The surgical technique is the same as that for implanting a standard SA60 IOL. The capsulorhexis should be centered, round, and 5.0 to 5.5mm in diameter so that the anterior capsule overlaps the IOL's anterior edge and thus reduces the incidence of posterior capsular opacification. It is best to insert the Restor lens with a cartridge, preferably the Monarch II IOL Delivery System with a B cartridge (Alcon Laboratories, Inc.). When removing the IOL from its packaging and transferring it to the cartridge, the surgeon should be careful to grasp the haptic or, if necessary, the optic close to its edge so as to avoid any possible damage to the diffractive grating, which occupies the central 3.6-mm diameter of the lens' anterior surface. This cartridge will fit snugly into the entrance of a 2.75-mm corneal incision.

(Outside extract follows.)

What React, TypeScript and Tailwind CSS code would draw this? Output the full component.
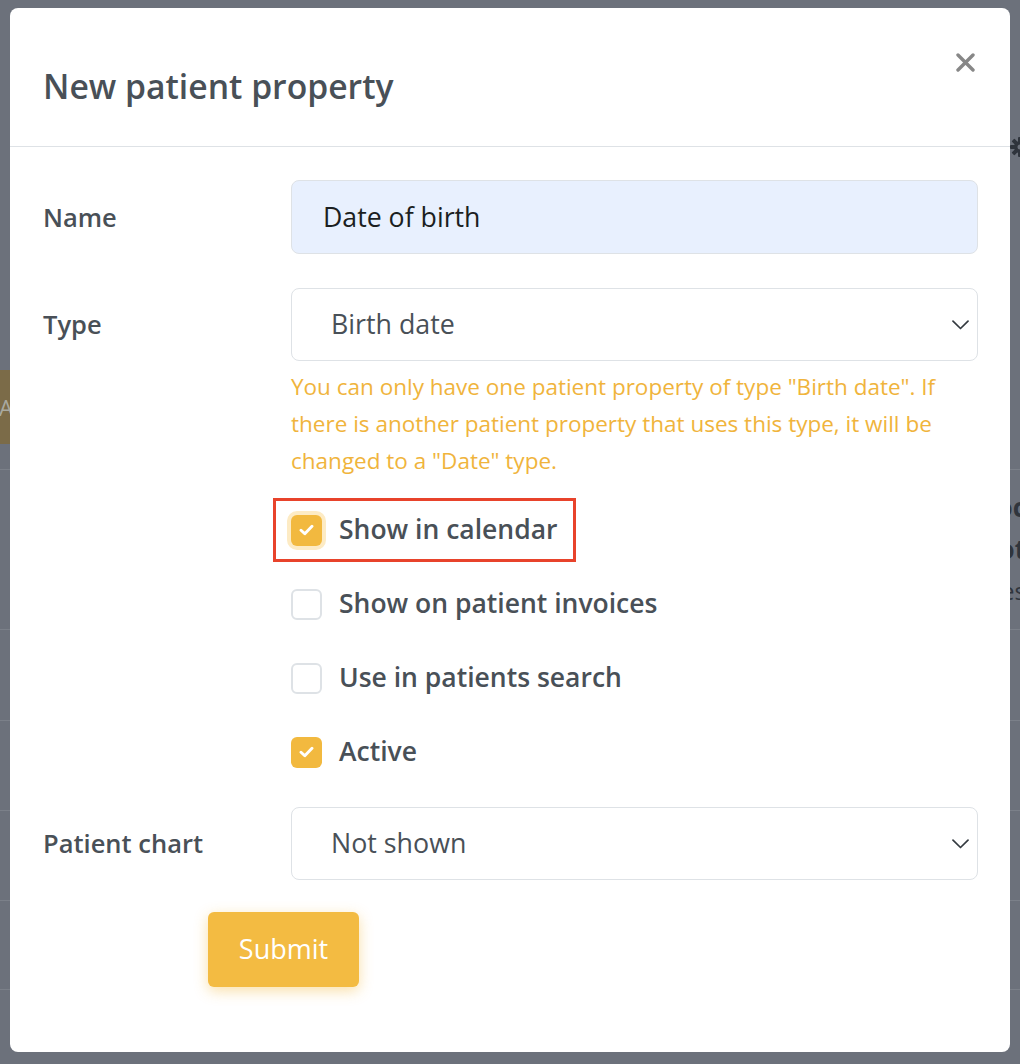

It is, of course, important to ensure that the IOL sits securely within the capsule and that all viscoelastic material has been removed. With a strongly cohesive viscoelastic, directly aspirating behind the IOL optic is not necessary if the surgeon rocks and nudges the lens when aspirating the viscoelastic. If using a retentive substance such as Viscoat (Alcon Laboratories, Inc.), then one should directly aspirate the material from behind the optic. Once the haptics have fully returned to their preinsertion configuration, the ophthalmologist should ensure that the IOL's optic is centered, because the position of the lens will not change postoperatively (Figure 1). Regarding the lens' ability to provide two good-quality images, a decentration of up to 1mm does not degrade optical function, but, in general terms, it is important to ensure the centration of the IOL's optic.


Although bifocal and multifocal IOLs have been available in different markets for almost 20 years, they have never had a major impact in terms of the proportion of patients receiving such lens technology. The combination of diffractive optics with apodization present in the Acrysof Restor IOL provided excellent unaided vision and freedom from spectacles for 85% of subjects who received the lens during the FDA clinical trial. This IOL should significantly affect the future of cataract surgery, but it still requires carefully selected patients and a meticulous surgical technique. 

David Allen, BSc, FRCS, FRCOphth, is a consultant ophthalmologist specializing in cataract surgery in Sunderland, England. He has received reimbursement from Alcon Laboratories, Inc., for travel and lodging but states that he holds no financial interest in the products or companies mentioned herein.